- **LISTED ENTRIES**

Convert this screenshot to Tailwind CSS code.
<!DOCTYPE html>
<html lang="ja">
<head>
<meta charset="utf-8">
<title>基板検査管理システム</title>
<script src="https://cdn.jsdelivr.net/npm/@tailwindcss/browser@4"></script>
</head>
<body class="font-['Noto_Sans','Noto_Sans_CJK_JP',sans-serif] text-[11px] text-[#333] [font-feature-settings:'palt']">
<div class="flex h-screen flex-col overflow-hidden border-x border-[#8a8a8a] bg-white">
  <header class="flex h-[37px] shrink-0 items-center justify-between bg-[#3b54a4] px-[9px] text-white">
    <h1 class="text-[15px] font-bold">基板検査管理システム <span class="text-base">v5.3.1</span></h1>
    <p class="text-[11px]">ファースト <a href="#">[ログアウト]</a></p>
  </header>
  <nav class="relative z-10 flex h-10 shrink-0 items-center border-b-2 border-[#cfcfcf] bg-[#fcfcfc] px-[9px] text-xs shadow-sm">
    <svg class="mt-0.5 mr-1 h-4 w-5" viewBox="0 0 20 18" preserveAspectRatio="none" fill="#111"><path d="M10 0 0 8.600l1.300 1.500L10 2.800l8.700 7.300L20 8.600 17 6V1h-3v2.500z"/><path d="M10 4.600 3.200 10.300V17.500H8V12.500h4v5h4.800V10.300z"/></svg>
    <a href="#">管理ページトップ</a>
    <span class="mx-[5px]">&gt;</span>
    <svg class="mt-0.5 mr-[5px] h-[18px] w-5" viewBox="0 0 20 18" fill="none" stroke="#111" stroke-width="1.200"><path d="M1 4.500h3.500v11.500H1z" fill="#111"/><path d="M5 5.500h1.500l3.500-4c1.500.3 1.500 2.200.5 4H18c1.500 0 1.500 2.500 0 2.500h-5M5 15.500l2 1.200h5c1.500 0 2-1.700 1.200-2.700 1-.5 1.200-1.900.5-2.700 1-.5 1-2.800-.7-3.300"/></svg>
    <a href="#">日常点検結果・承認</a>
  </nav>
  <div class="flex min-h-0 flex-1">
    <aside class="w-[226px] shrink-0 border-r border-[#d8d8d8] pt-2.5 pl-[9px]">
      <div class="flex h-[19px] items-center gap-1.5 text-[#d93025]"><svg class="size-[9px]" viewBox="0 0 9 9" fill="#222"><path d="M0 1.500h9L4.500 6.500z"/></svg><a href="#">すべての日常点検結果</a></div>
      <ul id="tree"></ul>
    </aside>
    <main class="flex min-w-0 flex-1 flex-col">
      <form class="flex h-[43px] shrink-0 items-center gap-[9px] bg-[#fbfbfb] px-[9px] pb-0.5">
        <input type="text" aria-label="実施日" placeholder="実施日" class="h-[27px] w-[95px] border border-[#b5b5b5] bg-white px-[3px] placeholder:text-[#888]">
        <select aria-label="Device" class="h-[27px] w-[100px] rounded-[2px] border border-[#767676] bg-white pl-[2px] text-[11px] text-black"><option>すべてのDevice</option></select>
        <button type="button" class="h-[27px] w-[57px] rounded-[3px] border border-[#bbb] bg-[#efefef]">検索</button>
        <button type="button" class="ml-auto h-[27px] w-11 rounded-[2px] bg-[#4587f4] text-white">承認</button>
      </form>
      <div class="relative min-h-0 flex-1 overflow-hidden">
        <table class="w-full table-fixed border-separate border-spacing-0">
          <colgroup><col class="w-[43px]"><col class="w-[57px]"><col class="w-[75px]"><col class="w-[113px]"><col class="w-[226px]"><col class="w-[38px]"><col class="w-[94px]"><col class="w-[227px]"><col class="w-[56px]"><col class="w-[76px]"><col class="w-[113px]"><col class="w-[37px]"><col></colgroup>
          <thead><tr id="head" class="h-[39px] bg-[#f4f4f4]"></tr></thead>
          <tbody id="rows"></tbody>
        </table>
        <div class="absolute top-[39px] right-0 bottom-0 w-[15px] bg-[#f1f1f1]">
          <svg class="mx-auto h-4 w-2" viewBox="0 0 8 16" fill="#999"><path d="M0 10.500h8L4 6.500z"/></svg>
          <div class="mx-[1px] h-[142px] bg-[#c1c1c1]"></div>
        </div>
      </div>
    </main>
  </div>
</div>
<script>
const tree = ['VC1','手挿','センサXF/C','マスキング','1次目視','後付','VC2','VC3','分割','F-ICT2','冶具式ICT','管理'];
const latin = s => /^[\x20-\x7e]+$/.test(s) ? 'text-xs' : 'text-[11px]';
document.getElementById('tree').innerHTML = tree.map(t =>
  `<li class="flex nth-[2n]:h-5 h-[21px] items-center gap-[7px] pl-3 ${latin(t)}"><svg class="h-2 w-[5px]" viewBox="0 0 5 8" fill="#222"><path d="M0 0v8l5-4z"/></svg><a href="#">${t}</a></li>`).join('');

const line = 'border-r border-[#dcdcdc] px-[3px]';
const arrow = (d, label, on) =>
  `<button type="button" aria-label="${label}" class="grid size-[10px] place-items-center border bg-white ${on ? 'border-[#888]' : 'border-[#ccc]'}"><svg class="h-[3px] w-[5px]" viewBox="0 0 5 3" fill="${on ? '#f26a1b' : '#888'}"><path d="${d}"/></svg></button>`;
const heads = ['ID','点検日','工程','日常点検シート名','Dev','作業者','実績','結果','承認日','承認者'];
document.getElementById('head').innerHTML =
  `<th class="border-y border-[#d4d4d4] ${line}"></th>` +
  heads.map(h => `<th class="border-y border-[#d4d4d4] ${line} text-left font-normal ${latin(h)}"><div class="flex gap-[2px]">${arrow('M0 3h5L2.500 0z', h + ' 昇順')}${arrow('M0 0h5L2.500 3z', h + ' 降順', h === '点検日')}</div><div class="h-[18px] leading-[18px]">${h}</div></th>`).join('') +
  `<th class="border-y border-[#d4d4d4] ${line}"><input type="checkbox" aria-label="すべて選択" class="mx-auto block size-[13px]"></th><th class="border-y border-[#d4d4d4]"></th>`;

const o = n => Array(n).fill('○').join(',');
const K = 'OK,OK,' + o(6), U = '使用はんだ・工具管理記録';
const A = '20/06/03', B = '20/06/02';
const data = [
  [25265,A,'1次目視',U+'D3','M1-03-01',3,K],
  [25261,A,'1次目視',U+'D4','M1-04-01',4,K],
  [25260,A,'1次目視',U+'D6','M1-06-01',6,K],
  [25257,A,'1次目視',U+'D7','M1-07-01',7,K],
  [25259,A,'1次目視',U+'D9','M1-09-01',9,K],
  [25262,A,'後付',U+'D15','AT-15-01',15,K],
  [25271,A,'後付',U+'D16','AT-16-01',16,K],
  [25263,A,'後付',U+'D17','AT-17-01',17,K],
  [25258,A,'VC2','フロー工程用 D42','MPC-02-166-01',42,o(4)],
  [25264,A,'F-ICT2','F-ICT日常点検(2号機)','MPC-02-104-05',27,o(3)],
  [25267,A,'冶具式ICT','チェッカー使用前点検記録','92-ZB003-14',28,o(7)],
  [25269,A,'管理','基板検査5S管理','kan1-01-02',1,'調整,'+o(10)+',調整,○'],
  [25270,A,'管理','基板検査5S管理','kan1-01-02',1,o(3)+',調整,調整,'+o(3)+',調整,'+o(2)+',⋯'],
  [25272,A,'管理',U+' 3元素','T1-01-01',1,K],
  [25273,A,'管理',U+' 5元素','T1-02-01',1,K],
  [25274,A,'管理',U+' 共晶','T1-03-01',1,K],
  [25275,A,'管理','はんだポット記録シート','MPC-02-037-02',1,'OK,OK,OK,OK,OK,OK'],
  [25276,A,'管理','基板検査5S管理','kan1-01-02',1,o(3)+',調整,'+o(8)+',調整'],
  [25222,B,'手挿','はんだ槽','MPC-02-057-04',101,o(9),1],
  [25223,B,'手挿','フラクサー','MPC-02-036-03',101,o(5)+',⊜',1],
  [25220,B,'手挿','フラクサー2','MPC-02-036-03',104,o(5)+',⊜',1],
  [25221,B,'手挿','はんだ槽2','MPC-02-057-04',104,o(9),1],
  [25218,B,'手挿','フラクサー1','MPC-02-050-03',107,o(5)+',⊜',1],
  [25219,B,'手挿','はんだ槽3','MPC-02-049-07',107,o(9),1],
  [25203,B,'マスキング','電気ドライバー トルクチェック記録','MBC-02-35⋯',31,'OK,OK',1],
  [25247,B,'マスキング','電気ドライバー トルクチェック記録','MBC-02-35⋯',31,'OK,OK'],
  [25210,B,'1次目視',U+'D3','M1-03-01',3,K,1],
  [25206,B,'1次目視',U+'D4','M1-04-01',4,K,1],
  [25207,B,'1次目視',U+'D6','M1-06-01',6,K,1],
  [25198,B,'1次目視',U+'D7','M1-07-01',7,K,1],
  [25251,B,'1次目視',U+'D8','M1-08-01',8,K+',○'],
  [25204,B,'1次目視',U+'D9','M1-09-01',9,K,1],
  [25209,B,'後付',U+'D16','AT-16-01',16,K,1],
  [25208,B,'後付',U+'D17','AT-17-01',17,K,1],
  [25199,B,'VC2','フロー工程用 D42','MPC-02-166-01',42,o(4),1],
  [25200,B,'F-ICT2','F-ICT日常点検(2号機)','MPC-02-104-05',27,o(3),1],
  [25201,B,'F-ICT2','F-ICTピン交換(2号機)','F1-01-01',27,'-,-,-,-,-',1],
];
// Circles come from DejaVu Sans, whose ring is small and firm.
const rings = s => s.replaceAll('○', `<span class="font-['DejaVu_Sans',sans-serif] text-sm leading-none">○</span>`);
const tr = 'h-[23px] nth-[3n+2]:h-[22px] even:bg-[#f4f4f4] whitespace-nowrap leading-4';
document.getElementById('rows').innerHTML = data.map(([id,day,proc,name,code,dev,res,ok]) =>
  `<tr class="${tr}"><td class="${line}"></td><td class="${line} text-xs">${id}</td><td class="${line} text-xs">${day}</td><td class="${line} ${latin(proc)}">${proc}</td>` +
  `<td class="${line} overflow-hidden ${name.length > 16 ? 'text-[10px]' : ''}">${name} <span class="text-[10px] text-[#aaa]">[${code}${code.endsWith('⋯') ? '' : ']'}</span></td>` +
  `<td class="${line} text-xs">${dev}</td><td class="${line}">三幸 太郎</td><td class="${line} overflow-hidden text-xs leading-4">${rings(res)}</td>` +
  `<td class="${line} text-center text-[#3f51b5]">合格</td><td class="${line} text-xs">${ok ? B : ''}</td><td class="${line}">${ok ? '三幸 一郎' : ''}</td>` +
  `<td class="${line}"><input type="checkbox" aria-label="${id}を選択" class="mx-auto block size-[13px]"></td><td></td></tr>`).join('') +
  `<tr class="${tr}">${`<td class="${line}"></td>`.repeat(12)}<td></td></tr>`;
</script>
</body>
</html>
---
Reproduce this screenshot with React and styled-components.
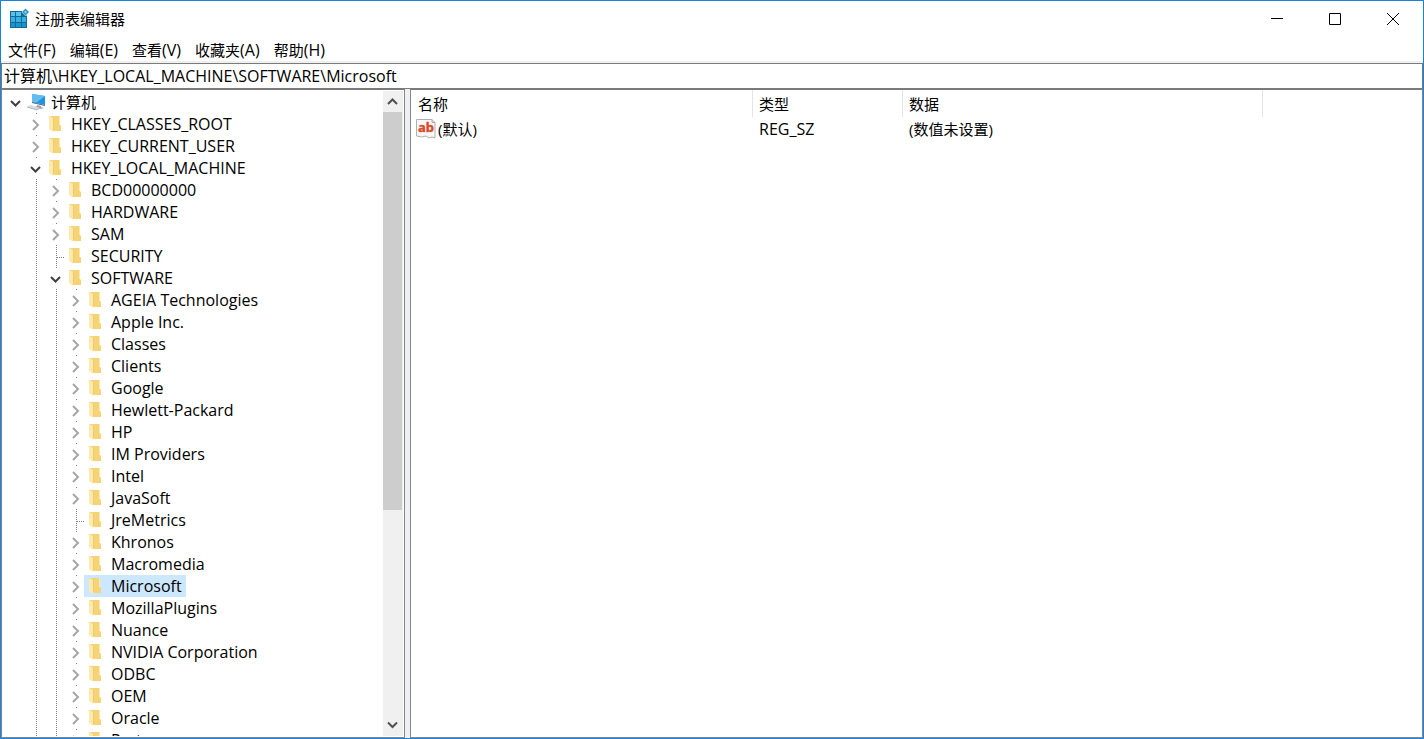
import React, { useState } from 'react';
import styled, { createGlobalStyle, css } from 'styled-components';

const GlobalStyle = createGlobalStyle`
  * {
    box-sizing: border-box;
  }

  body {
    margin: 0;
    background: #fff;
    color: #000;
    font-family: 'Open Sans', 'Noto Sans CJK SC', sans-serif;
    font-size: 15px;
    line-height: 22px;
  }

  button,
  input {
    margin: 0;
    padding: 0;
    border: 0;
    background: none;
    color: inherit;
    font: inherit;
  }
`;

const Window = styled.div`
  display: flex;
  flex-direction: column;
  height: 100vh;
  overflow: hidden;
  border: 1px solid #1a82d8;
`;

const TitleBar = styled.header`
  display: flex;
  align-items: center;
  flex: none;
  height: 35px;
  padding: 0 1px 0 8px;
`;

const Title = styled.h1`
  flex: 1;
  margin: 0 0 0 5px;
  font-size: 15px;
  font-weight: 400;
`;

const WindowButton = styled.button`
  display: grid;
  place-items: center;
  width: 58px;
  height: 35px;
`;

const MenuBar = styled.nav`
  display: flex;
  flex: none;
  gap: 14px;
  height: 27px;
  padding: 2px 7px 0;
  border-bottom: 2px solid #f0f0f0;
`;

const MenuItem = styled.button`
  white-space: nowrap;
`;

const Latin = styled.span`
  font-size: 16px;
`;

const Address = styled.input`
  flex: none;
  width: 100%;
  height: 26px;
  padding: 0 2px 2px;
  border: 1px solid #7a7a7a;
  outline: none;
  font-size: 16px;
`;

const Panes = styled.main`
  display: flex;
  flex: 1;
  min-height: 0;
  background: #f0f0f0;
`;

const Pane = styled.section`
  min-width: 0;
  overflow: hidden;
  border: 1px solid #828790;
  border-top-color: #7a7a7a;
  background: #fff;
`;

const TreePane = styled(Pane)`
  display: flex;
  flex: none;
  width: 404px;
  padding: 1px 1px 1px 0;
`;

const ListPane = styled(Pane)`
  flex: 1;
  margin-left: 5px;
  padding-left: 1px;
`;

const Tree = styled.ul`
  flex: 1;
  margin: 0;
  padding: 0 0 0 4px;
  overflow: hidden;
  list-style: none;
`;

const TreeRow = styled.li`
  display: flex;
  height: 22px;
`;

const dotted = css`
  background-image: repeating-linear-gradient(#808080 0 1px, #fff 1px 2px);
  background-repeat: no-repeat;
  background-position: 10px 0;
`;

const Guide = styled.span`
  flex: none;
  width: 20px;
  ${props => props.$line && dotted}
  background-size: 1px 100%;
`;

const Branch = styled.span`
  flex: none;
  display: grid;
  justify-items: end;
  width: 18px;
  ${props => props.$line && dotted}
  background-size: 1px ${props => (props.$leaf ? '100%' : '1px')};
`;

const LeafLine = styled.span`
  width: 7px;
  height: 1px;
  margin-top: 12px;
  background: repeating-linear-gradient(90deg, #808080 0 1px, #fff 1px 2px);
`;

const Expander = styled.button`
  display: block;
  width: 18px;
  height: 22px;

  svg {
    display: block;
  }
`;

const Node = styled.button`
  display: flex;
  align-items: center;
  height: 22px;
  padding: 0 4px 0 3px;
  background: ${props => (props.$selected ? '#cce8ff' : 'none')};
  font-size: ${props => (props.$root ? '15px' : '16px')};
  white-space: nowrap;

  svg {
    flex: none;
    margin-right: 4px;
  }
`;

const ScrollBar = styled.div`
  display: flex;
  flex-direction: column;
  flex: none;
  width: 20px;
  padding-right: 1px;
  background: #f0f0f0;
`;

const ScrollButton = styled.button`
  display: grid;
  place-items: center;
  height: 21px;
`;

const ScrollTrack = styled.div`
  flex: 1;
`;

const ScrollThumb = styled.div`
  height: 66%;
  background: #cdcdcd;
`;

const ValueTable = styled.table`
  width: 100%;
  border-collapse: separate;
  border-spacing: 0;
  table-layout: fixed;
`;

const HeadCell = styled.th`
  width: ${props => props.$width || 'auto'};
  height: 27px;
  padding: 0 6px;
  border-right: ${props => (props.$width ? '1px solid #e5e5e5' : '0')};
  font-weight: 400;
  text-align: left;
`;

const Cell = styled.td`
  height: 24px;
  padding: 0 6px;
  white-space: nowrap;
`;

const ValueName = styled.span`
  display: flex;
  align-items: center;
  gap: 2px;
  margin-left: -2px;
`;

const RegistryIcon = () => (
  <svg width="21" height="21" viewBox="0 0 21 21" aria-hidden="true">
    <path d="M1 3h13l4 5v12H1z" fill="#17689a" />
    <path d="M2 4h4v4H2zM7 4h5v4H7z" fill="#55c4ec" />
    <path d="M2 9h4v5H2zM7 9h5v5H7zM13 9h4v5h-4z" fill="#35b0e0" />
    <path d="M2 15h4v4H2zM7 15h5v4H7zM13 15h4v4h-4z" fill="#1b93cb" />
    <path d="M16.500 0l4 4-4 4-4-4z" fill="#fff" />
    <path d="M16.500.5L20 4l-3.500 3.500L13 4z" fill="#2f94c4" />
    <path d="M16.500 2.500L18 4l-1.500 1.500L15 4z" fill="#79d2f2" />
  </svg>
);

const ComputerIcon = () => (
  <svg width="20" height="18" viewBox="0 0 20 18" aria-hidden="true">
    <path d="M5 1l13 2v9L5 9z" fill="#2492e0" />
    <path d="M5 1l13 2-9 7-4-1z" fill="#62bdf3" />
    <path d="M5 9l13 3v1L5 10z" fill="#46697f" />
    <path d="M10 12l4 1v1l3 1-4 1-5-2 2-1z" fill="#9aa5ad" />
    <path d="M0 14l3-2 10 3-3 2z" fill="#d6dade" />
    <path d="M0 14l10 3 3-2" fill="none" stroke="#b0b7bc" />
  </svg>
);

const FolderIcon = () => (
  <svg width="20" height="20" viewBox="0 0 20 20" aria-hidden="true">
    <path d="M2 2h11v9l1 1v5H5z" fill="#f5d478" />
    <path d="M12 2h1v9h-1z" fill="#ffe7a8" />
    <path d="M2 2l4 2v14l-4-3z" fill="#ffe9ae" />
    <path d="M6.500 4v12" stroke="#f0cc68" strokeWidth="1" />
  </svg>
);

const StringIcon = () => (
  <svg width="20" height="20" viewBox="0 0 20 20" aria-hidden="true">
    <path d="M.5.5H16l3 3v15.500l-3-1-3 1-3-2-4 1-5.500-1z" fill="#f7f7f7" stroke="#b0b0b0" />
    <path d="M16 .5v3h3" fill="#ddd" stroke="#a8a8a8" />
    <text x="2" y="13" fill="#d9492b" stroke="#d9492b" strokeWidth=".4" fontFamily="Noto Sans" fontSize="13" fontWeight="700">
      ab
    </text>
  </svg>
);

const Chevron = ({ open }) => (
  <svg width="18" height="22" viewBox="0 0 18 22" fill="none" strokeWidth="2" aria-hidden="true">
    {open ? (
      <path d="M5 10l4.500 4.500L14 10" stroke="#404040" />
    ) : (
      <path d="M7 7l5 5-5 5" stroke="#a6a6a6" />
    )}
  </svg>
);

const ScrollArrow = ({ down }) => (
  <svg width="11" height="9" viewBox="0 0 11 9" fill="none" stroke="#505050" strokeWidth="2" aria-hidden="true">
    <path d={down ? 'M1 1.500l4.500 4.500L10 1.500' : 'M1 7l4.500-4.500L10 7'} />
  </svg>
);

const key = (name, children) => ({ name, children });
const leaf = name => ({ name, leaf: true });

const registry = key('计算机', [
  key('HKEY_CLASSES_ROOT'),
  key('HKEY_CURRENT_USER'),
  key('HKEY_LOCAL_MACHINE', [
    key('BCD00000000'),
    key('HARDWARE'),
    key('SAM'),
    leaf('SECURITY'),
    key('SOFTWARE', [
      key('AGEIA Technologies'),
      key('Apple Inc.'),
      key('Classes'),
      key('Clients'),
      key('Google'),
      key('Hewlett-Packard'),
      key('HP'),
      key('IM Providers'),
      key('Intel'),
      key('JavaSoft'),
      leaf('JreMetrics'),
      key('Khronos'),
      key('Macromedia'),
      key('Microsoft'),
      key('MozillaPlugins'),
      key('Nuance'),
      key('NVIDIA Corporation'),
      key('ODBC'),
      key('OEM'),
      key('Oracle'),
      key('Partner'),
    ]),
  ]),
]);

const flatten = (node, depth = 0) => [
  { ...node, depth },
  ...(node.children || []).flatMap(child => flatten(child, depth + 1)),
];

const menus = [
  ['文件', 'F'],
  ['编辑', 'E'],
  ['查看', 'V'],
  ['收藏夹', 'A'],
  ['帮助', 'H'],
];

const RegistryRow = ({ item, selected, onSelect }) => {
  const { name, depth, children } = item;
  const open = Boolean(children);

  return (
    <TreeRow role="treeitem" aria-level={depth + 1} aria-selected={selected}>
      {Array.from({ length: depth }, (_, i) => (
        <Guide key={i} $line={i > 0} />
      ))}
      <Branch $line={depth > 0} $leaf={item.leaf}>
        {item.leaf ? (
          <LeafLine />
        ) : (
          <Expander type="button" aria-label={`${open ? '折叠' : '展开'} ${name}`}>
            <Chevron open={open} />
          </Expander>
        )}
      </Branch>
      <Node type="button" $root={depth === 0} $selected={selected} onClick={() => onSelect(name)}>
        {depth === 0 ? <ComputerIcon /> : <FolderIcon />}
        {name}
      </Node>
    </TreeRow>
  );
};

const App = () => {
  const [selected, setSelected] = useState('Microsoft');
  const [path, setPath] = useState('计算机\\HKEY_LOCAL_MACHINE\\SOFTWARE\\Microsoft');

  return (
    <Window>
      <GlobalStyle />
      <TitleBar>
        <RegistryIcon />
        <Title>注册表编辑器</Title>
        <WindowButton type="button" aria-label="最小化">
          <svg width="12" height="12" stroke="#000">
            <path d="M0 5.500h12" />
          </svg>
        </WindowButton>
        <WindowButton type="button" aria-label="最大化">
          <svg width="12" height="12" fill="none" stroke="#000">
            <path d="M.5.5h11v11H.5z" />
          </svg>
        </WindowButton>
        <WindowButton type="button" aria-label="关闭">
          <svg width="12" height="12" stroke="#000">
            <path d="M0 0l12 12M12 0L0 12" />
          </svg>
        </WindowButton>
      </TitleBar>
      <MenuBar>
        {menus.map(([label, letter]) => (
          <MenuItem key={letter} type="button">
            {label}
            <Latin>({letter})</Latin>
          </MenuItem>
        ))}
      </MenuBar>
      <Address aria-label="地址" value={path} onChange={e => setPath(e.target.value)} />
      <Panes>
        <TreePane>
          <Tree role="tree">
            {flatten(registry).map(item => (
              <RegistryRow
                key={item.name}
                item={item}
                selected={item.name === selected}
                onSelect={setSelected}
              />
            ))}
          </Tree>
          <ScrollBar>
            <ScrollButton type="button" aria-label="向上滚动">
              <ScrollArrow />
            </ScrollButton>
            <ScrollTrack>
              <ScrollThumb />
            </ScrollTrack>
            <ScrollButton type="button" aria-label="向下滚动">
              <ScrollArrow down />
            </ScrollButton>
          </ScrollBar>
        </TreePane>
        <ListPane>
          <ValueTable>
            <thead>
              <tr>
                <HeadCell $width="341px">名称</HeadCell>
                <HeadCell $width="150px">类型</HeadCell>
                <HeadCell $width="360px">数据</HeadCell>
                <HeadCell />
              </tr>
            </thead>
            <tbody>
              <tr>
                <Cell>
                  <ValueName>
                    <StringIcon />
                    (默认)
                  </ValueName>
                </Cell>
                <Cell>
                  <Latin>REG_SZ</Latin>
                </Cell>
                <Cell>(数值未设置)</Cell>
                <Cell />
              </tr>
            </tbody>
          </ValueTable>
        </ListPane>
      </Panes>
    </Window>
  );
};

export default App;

- **YOUR TASK**
From the records above, work out how many lines contain the string "components". Give only the number.

- **RESULT OF THE TASK**
2